Charles Matthews 09:21, 5 Dec 2004 (UTC)

I think the answer to your question is yes. If E is a k-vector bundle then T(E) is a k-sphere bundle. So we are taking the one-point compactification of each fiber, remembering that we've only added one new point. About T(p): maybe we need more hypotheses for this. Here is my reasoning. Since E is locally compact Hausdorff it is dense in T(E), and since p: E -> B is continuous there is a unique map T(p) extending p to all of T(E). Am I missing something?

Alodyne 23:53, 5 Dec 2004 (UTC)

Bear with me a moment. Take B a circle and E the trivial bundle BxR. Then what we do is take Bx[0,1] inside E; think of this as an annulus. The usual thing is then to say, take both boundary circles of the annulus and identify them to one point P. We can get this in stages: identify (b,0) first with (b,1), and that's a 2-torus T. Then we collapse a circle on T to the point P. No problem about projecting T to B; but when we collapse the circle? There would have to be some symmetry breaking going on.
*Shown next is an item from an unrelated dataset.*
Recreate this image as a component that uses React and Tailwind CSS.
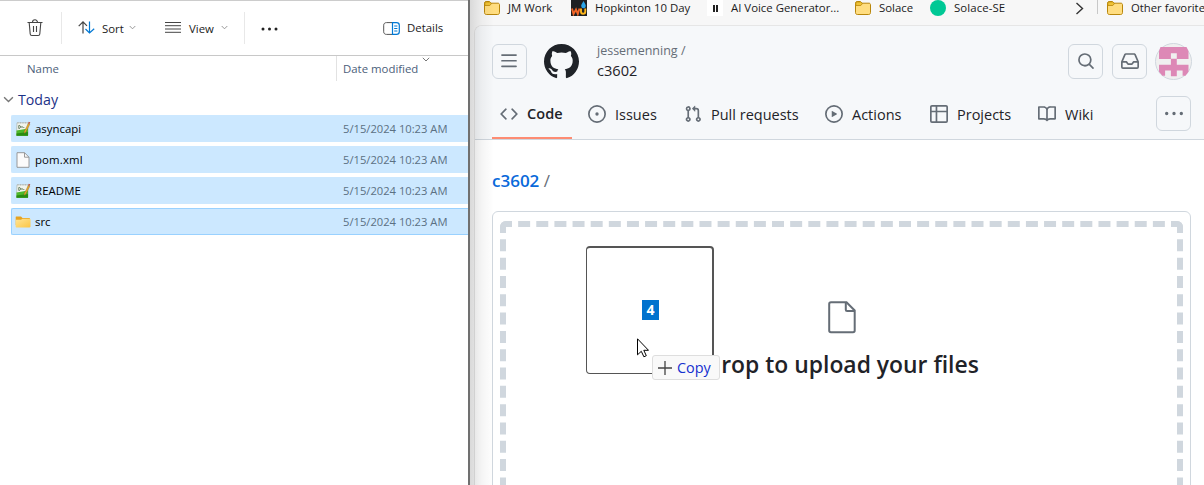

Charles Matthews 17:02, 7 Dec 2004 (UTC)

You are right and see also the below comment. Alodyne 21:21, 7 Dec 2004 (UTC)

Forgive me if I'm being stupid, but I don't see how T(p) : T(E) → B is a sphere bundle. To which point in the base does the "new point" project? In order to get a sphere bundle it seems like it would have to project everywhere (it lies in the "fiber" above every point). -- Fropuff 19:26, 2004 Dec 7 (UTC)

I am the one who is stupid; you're absolutely right. So can we agree that T(E) is not so much a bundle over anything (not sure why I ever thought so, at this point...)? And that all references to such should be removed? Alodyne 21:21, 7 Dec 2004 (UTC)

OK, I see what my problem was. If we do as Charles has suggested above and first take the bundle of one-point compactifications, we do get a sphere bundle. But the Thom complex is the quotient of the total space of the sphere bundle obtained by gluing all the points at infinity together. I edited the definition to reflect this. Thanks both of you for your helpful and timely corrections!

Alodyne 02:19, 13 Dec 2004 (UTC)

The article attempts to explain the meaning of the Thom isomorphism as follows:

We can loosely interpret the theorem in the following geometric sense. Since E is a vector bundle it retracts onto the base B. So we might suppose that E would be cohomologically equivalent to B. In a way, the theorem bears out this expectation

This is not correct. In a vector bundle the total space ${\displaystyle E}$ is homotopy equivalent to the base space ${\displaystyle B}$, so these two spaces always have isomorphic cohomology groups. The Thom isomorphism, on the other hand, can be interpreted as a generalization of the suspension isomorphism. For a space ${\displaystyle B}$ the the classical suspension isomorphisms is the isomorphisms ${\displaystyle H^{i}(B)\cong {\tilde {H}}^{n+1}(\Sigma ^{n}B)}$ where ${\displaystyle \Sigma ^{n}B}$ is the ${\displaystyle n}$-fold suspension of ${\displaystyle B}$. For an ${\displaystyle n}$-dimensional vector bundle ${\displaystyle E\to B}$ its Thom space can be understood as an ${\displaystyle n}$-fold suspension of ${\displaystyle B}$, which is however twisted by the structure of the bundle. The Thom isomorphism says that if the bundle is nice enough the twist is not seen by the cohomology theory and the suspension isomorphism still holds. The meaning of "nice" depends here on the cohomology theory at hand. For the singular cohomology with ${\displaystyle {\mathbb {Z} }/2}$-coefficients every vector bundle is "nice", for the integral cohomology theory one needs to assume that bundles are orientable etc. --69.204.54.113 (talk) 05:28, 22 August 2008 (UTC)[reply]

Funnily enough, I was just reading it now, came across that passage, and wondered, what on earth? Please include your comments into the article itself. There is no need to be timid. --C S (talk) 12:24, 23 August 2008 (UTC)[reply]

In the name of precision, I just want to point out that the Thom space of the trival bundle over B is the suspension of B+, B plus a disjoint base-point. I added this to the article. Djcrowley 15:20 6th May 2009 —Preceding undated comment added 13:19, 6 May 2009 (UTC).[reply]

The pullback of Thom class by zero section is Euler class.Yunzhi (talk) 13:32, 9 October 2009 (UTC)[reply]

Not such a great idea to use the same notation for the Thom space — T(M) — that is used for the tangent bundle of the manifold M. Especially in an article like this one where there is constant danger of confusion. Why not Th(M) or Thom(M) or something?2600:1700:E1C0:F340:24A9:18FE:5F8:B9F8 (talk) 22:24, 25 September 2019 (UTC)[reply]

I agree and will go ahead and change the notation. —- Taku (talk) 23:22, 26 September 2019 (UTC)[reply]